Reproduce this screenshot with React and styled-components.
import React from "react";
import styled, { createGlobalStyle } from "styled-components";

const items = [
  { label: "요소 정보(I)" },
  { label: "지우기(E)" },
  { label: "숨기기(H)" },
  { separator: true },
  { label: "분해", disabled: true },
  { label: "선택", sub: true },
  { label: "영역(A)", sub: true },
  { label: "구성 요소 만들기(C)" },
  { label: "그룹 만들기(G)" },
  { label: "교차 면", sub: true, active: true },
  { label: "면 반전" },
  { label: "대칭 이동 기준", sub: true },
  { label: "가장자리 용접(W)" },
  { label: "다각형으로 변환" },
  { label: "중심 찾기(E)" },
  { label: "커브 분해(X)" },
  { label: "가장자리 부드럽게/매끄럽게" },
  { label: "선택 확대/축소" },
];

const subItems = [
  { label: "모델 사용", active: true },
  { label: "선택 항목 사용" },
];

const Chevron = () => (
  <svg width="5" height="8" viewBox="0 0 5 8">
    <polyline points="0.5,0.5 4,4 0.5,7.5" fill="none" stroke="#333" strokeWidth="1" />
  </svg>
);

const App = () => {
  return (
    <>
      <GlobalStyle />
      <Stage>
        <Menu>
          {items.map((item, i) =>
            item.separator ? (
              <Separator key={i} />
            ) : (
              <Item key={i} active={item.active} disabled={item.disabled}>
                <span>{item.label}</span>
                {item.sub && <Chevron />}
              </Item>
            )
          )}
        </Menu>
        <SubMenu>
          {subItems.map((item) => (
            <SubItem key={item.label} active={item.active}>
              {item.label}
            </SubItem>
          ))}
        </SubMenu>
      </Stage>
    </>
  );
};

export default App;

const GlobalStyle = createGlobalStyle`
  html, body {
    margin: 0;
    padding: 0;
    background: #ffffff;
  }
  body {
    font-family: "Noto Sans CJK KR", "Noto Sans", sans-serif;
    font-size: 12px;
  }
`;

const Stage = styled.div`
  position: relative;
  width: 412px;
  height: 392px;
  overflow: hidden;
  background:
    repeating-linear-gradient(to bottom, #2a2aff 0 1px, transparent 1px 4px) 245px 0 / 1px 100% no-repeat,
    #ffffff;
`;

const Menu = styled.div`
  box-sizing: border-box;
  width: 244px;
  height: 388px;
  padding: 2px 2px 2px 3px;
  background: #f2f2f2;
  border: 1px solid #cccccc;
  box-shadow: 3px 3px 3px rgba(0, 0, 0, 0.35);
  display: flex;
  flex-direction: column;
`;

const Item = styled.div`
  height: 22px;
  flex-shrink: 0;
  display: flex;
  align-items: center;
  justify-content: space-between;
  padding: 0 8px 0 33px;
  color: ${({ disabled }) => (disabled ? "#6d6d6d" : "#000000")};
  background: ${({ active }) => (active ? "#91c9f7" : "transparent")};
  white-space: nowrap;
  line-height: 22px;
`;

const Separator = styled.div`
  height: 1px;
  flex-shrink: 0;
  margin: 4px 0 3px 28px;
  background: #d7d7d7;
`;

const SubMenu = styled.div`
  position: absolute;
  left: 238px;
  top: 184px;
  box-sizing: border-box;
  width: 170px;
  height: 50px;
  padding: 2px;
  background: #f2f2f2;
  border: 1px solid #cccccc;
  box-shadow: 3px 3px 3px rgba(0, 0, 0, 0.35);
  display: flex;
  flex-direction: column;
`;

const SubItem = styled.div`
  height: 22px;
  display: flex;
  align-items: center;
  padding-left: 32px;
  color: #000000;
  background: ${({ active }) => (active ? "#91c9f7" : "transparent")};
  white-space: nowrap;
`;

■ AIM OF THE EXERCISE:
From the listing above, reproduce all the lines exactly.

■ ANSWER TO THE TASK:
Reproduce this screenshot with React and styled-components.
import React from "react";
import styled, { createGlobalStyle } from "styled-components";

const items = [
  { label: "요소 정보(I)" },
  { label: "지우기(E)" },
  { label: "숨기기(H)" },
  { separator: true },
  { label: "분해", disabled: true },
  { label: "선택", sub: true },
  { label: "영역(A)", sub: true },
  { label: "구성 요소 만들기(C)" },
  { label: "그룹 만들기(G)" },
  { label: "교차 면", sub: true, active: true },
  { label: "면 반전" },
  { label: "대칭 이동 기준", sub: true },
  { label: "가장자리 용접(W)" },
  { label: "다각형으로 변환" },
  { label: "중심 찾기(E)" },
  { label: "커브 분해(X)" },
  { label: "가장자리 부드럽게/매끄럽게" },
  { label: "선택 확대/축소" },
];

const subItems = [
  { label: "모델 사용", active: true },
  { label: "선택 항목 사용" },
];

const Chevron = () => (
  <svg width="5" height="8" viewBox="0 0 5 8">
    <polyline points="0.5,0.5 4,4 0.5,7.5" fill="none" stroke="#333" strokeWidth="1" />
  </svg>
);

const App = () => {
  return (
    <>
      <GlobalStyle />
      <Stage>
        <Menu>
          {items.map((item, i) =>
            item.separator ? (
              <Separator key={i} />
            ) : (
              <Item key={i} active={item.active} disabled={item.disabled}>
                <span>{item.label}</span>
                {item.sub && <Chevron />}
              </Item>
            )
          )}
        </Menu>
        <SubMenu>
          {subItems.map((item) => (
            <SubItem key={item.label} active={item.active}>
              {item.label}
            </SubItem>
          ))}
        </SubMenu>
      </Stage>
    </>
  );
};

export default App;

const GlobalStyle = createGlobalStyle`
  html, body {
    margin: 0;
    padding: 0;
    background: #ffffff;
  }
  body {
    font-family: "Noto Sans CJK KR", "Noto Sans", sans-serif;
    font-size: 12px;
  }
`;

const Stage = styled.div`
  position: relative;
  width: 412px;
  height: 392px;
  overflow: hidden;
  background:
    repeating-linear-gradient(to bottom, #2a2aff 0 1px, transparent 1px 4px) 245px 0 / 1px 100% no-repeat,
    #ffffff;
`;

const Menu = styled.div`
  box-sizing: border-box;
  width: 244px;
  height: 388px;
  padding: 2px 2px 2px 3px;
  background: #f2f2f2;
  border: 1px solid #cccccc;
  box-shadow: 3px 3px 3px rgba(0, 0, 0, 0.35);
  display: flex;
  flex-direction: column;
`;

const Item = styled.div`
  height: 22px;
  flex-shrink: 0;
  display: flex;
  align-items: center;
  justify-content: space-between;
  padding: 0 8px 0 33px;
  color: ${({ disabled }) => (disabled ? "#6d6d6d" : "#000000")};
  background: ${({ active }) => (active ? "#91c9f7" : "transparent")};
  white-space: nowrap;
  line-height: 22px;
`;

const Separator = styled.div`
  height: 1px;
  flex-shrink: 0;
  margin: 4px 0 3px 28px;
  background: #d7d7d7;
`;

const SubMenu = styled.div`
  position: absolute;
  left: 238px;
  top: 184px;
  box-sizing: border-box;
  width: 170px;
  height: 50px;
  padding: 2px;
  background: #f2f2f2;
  border: 1px solid #cccccc;
  box-shadow: 3px 3px 3px rgba(0, 0, 0, 0.35);
  display: flex;
  flex-direction: column;
`;

const SubItem = styled.div`
  height: 22px;
  display: flex;
  align-items: center;
  padding-left: 32px;
  color: #000000;
  background: ${({ active }) => (active ? "#91c9f7" : "transparent")};
  white-space: nowrap;
`;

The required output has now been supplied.